— BEGIN RECORDS FOR THIS EXERCISE —

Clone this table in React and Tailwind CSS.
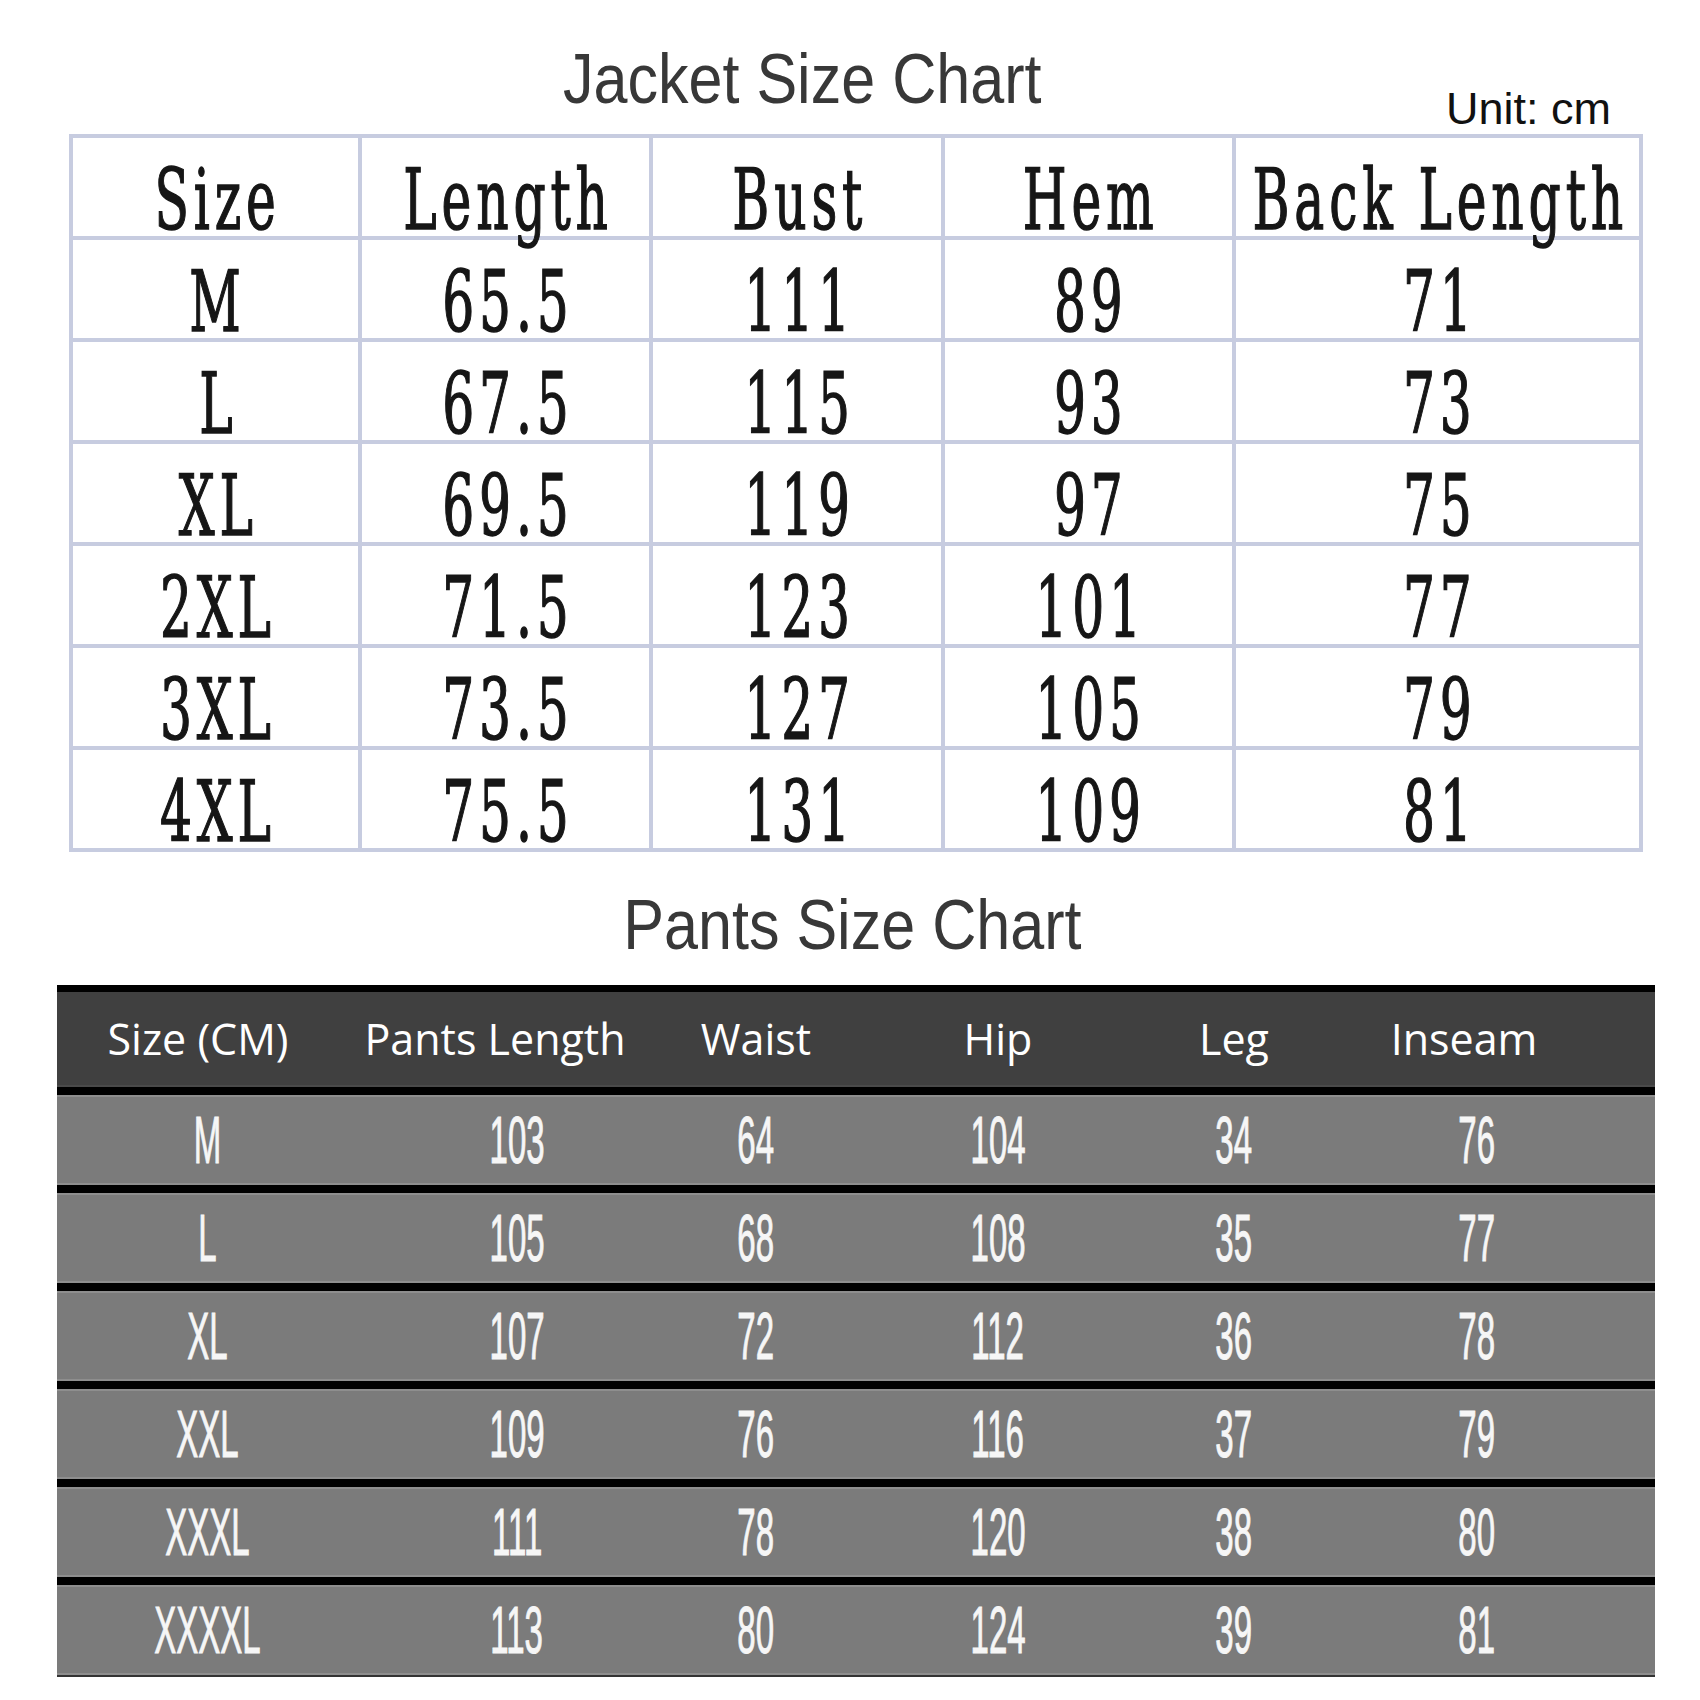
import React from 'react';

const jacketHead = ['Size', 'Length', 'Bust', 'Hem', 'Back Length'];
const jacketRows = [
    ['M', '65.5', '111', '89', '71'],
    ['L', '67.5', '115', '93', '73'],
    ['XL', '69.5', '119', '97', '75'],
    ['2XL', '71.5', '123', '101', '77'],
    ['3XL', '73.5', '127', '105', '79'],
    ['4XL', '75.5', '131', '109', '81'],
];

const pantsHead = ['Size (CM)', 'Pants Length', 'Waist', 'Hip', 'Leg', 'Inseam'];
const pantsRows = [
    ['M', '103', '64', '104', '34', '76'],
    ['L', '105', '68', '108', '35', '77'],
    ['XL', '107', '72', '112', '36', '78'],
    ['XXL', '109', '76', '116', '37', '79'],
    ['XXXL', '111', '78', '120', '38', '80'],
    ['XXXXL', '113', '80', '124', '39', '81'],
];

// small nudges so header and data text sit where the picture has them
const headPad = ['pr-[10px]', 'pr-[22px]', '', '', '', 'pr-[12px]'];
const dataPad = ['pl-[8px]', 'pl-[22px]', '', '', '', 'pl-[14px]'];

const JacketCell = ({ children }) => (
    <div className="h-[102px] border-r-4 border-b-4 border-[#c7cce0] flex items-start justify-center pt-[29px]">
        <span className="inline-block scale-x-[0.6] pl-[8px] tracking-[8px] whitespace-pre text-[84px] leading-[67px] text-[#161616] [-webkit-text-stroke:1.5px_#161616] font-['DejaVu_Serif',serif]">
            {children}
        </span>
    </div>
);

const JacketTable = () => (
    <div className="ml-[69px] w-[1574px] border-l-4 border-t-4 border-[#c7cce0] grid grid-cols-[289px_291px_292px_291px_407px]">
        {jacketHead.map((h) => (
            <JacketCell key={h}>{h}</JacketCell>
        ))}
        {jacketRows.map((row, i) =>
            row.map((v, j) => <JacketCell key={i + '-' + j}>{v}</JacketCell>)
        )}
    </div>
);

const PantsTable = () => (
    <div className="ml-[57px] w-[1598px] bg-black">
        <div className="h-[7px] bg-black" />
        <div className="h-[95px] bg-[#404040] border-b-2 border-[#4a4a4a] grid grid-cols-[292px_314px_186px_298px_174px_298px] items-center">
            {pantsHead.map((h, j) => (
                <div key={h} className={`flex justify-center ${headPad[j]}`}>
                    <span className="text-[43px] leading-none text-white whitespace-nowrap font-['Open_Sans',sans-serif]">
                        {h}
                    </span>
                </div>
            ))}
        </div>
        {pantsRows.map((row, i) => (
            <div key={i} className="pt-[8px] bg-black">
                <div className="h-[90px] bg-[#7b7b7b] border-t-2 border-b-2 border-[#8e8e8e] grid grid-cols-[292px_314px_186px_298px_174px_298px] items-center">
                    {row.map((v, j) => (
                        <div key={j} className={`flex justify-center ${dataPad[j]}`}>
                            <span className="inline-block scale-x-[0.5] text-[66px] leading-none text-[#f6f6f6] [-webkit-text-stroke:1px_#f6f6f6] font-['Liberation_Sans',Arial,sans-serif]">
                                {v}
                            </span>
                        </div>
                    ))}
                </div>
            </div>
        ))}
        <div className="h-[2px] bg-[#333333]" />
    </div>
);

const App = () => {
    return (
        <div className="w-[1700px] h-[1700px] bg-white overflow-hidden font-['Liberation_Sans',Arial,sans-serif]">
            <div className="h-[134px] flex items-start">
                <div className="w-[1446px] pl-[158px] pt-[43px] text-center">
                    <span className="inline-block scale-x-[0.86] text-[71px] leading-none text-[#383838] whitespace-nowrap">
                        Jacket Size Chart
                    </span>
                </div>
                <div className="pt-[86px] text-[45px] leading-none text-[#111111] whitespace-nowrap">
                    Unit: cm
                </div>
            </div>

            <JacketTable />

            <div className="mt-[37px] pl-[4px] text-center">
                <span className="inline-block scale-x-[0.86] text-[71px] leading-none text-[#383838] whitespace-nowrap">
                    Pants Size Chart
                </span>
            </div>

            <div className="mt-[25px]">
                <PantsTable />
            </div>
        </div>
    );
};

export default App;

— END RECORDS FOR THIS EXERCISE —
— BEGIN RECORDS FOR THIS EXERCISE —

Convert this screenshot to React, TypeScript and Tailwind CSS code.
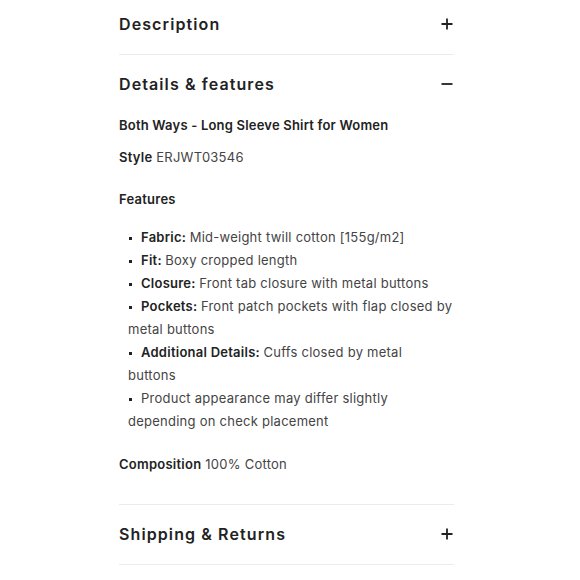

— END RECORDS FOR THIS EXERCISE —

Above are some records. Output exactly the lines from the one that contains "Clone this table in React and Tailwind CSS." to the one that contains "import React from 'react';", keeping both, and omit the pictures.

RESULT OF THE EXERCISE.
Clone this table in React and Tailwind CSS.
import React from 'react';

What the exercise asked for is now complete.